Ok, let's bring this to an end, shall we :-)
That behavior you describe, I have seen it myself, once, and it looked like a bug. But it was not reproducible anywhere else, so it seemed more like a defect, after a while.
But anyway, your question: "I have one network where I turn UAC off just because the users complain that they are always having to answer questions. No one is administrators of their local computers and as a result I am always having to log off and log back on as an administrator just to install or change stuff" - when users are restricted users, UAC will not let them answer questions but ask for credentials. If it "asks questions" like "do you want to proceed", it shows, those users are admins, not restricted users, otherwise these questions would not appear. if you feel this statement is wrong, name one example, one action that we can reproduce to see such a question.

In general, if the administrator has to constantly help people by entering his credentials, then you need to look at the apps that cause this and exchange them for apps that don't require administrative rights, quite simple. That has nothing to do with UAC being on or off or buggy or not.
It was so long ago I had to go back and check with them. It was UAC. Since upgrading their workstations earlier this week UAC pops up after logon.
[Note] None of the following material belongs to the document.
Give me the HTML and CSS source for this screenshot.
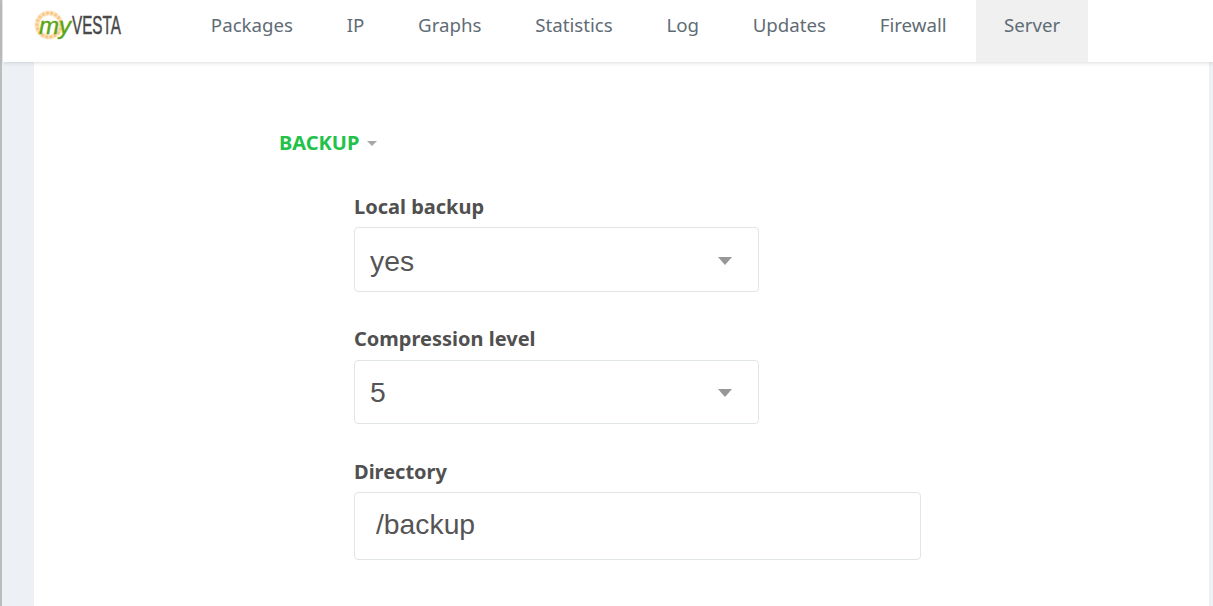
FILE: index.html
```html
<!DOCTYPE html>
<html lang="en">
<head>
<meta charset="utf-8">
<title>myVESTA Server</title>
<link rel="stylesheet" href="styles.css">
</head>
<body>
<div class="frame">
  <header class="topbar">
    <a class="logo" href="#" aria-label="myVESTA">
      <svg width="90" height="36" viewBox="0 0 90 36">
        <circle cx="16" cy="17" r="12" class="ring-base"/>
        <circle cx="16" cy="17" r="12" class="ring-dots"/>
        <text transform="translate(6 26) scale(1 1)" class="logo-my">my</text>
        <text transform="translate(39 26) scale(.575 1)" class="logo-vesta">VESTA</text>
      </svg>
    </a>
    <nav class="menu">
      <a class="menu-item" href="#">Packages</a>
      <a class="menu-item" href="#">IP</a>
      <a class="menu-item" href="#">Graphs</a>
      <a class="menu-item" href="#">Statistics</a>
      <a class="menu-item" href="#">Log</a>
      <a class="menu-item" href="#">Updates</a>
      <a class="menu-item" href="#">Firewall</a>
      <a class="menu-item is-active" href="#">Server</a>
    </nav>
  </header>
  <main class="content">
    <h2 class="section-title">BACKUP<span class="caret"></span></h2>
    <form class="fields">
      <div class="field">
        <label class="field-label" for="local">Local backup</label>
        <div class="select-wrap select-a">
          <select id="local" class="control"><option>yes</option><option>no</option></select>
        </div>
      </div>
      <div class="field field-b">
        <label class="field-label" for="level">Compression level</label>
        <div class="select-wrap select-b">
          <select id="level" class="control"><option>5</option></select>
        </div>
      </div>
      <div class="field field-c">
        <label class="field-label" for="dir">Directory</label>
        <input id="dir" class="control text-control" type="text" value="/backup">
      </div>
    </form>
  </main>
</div>
</body>
</html>
```
FILE: styles.css
```css
* { box-sizing: border-box; }
html, body { margin: 0; height: 100%; overflow: hidden; }
body {
  background: #fff;
  font-family: "Noto Sans", "Open Sans", sans-serif;
  color: #555;
}
.frame {
  height: 606px;
  display: flex;
  flex-direction: column;
  border-left: 2px solid #bdbdbd;
  background: #edf1f5;
}
.topbar {
  height: 62px;
  margin-left: 1px;
  background: #fff;
  display: flex;
  box-shadow: 0 1px 4px rgba(0, 0, 0, .14);
  position: relative;
  flex: none;
}
.logo { width: 90px; margin-left: 30px; padding-top: 8px; display: block; flex: none; }
.ring-base { fill: none; stroke: #fde6c6; stroke-width: 5; }
.ring-dots { fill: none; stroke: #f8c88a; stroke-width: 3.4; stroke-linecap: round; stroke-dasharray: 0 4.2; }
.logo-my { font: italic 400 24px "Liberation Sans", sans-serif; fill: #5aa512; stroke: #5aa512; stroke-width: .4; }
.logo-vesta { font: 400 26.5px "Liberation Sans", sans-serif; fill: #484848; stroke: #484848; stroke-width: .5; }
.menu { display: flex; margin-left: 61px; }
.menu-item {
  display: flex;
  align-items: center;
  padding: 0 26.85px 14px;
  color: #5f6c75;
  font-size: 18.7px;
  text-decoration: none;
}
.menu-item.is-active { background: #f0f0f0; padding: 0 27.5px 14px; margin-left: 3px; }
.content {
  flex: 1;
  margin: 0 4px 0 32px;
  background: #fff;
  padding: 67px 0 0 245px;
}
.section-title {
  margin: 0;
  height: 28px;
  line-height: 28px;
  font-size: 20px;
  font-weight: 700;
  color: #22c24a;
  display: flex;
  align-items: center;
}
.caret {
  width: 0;
  height: 0;
  margin-left: 8px;
  border-left: 5px solid transparent;
  border-right: 5px solid transparent;
  border-top: 5px solid #a8a8a8;
}
.fields { padding: 36px 0 0 75px; }
.field { display: flex; flex-direction: column; align-items: flex-start; }
.field-b { margin-top: 33px; }
.field-b .field-label { margin-bottom: 7px; }
.field-c { margin-top: 34px; }
.field-label {
  height: 28px;
  line-height: 28px;
  font-size: 20px;
  font-weight: 700;
  color: #505050;
  margin-bottom: 6px;
}
.select-wrap { position: relative; width: 405px; }
.select-a .control { height: 65px; padding-top: 3px; }
.select-b .control { height: 64px; }
.select-wrap::after {
  content: "";
  position: absolute;
  right: 27px;
  top: 50%;
  margin-top: -3px;
  border-left: 7.5px solid transparent;
  border-right: 7.5px solid transparent;
  border-top: 8px solid #979797;
  pointer-events: none;
}
.control {
  display: block;
  width: 100%;
  appearance: none;
  -webkit-appearance: none;
  background: #fff;
  border: 1px solid #e0e5e7;
  border-radius: 4px;
  padding: 0 15px;
  font-family: "Liberation Sans", Arial, sans-serif;
  font-size: 28.3px;
  color: #555;
  outline: none;
}
.text-control { width: 567px; height: 68px; padding: 0 21px 4px; }
```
Some kind of older Access Database they all run. Now I have to add insult to injury. Because of this bug I have to make them local admins just to get UAC turned off. But then again it it weren't for Microsoft I wouldn't have a job :)
Look, there are programs that have an application manifest that tells windows to require administrator privileges, while the application would actually run without. That seems to be the case here. The bad fix is to turn off UAC. The good fix, apart from getting rid of such software, is to apply an application fix, a so called shim that tells window "whoever starts this app, use his credentials, don't try to elevate".
Shims are built using the application compatibility toolkit (ACT 5.x) and can be deployed network wide.